Do this:
Track down each line that has the word "screenshot" and copy it.

Data to use:
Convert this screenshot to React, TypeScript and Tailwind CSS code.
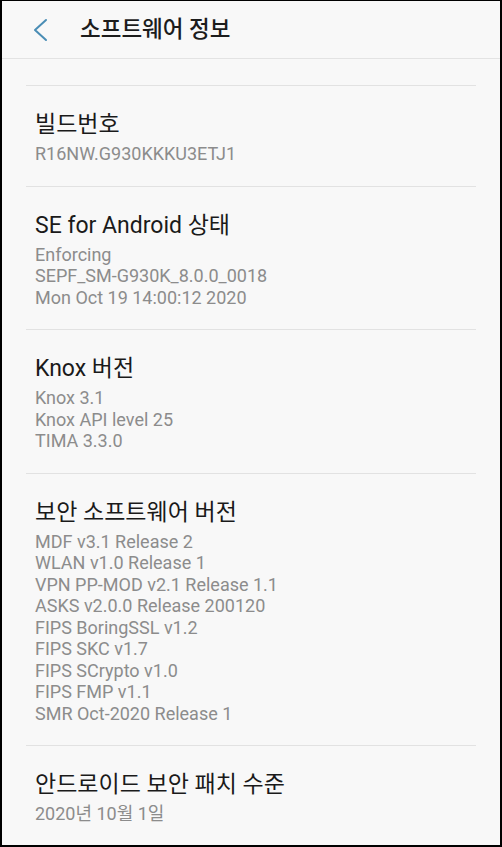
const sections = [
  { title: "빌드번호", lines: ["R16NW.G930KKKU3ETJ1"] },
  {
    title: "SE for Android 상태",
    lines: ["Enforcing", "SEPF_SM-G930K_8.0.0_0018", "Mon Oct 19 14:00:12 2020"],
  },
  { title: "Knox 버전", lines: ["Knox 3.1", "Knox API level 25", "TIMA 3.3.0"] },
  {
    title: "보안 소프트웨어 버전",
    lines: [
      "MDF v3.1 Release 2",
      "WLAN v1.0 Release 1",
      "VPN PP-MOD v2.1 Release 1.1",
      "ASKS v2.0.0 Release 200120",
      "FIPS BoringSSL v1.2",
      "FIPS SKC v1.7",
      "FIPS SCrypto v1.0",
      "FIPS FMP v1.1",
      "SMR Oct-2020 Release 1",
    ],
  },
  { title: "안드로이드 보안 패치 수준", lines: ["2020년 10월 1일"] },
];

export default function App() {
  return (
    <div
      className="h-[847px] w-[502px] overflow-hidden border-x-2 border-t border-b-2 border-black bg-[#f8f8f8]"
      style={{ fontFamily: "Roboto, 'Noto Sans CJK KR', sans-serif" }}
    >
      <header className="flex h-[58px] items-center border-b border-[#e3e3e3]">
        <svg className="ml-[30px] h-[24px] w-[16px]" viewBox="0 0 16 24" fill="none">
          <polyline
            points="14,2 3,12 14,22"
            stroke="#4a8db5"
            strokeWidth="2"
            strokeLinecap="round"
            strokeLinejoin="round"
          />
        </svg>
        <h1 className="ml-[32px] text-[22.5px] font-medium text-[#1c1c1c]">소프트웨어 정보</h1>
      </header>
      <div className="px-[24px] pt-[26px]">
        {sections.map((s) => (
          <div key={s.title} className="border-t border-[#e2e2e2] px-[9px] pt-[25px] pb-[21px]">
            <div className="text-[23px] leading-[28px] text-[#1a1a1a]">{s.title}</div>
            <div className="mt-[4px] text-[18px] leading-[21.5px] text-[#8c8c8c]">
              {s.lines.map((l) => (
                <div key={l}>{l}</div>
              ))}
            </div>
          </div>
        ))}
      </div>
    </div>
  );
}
==
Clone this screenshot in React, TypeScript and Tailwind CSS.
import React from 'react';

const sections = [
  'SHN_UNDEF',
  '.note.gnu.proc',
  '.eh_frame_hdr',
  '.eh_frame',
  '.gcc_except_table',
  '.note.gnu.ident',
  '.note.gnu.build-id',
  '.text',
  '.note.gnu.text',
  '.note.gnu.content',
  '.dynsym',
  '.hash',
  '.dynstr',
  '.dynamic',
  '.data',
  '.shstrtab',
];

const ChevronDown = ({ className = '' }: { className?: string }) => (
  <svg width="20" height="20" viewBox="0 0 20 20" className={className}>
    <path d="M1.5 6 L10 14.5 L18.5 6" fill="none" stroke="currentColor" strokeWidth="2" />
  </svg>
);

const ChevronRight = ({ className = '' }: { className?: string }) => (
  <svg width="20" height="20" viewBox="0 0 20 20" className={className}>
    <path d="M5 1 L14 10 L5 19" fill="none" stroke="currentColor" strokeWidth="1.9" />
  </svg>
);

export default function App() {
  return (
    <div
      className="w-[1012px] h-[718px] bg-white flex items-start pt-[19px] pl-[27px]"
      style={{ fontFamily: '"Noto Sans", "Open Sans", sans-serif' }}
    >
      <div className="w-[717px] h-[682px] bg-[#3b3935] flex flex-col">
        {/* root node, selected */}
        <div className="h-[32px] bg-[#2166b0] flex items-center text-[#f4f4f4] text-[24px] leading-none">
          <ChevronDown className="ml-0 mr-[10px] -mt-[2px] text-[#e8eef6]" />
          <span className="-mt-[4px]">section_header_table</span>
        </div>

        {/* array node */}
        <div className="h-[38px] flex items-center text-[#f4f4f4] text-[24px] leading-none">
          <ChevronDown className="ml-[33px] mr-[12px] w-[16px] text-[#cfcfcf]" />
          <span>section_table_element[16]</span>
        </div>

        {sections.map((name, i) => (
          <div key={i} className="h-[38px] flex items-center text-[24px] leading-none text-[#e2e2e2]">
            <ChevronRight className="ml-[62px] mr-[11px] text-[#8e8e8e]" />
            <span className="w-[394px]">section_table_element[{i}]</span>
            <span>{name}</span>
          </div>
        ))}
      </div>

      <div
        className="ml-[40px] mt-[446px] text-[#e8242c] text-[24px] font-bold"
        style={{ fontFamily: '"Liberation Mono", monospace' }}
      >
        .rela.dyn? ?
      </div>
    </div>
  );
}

Output for this task:
Convert this screenshot to React, TypeScript and Tailwind CSS code.
Clone this screenshot in React, TypeScript and Tailwind CSS.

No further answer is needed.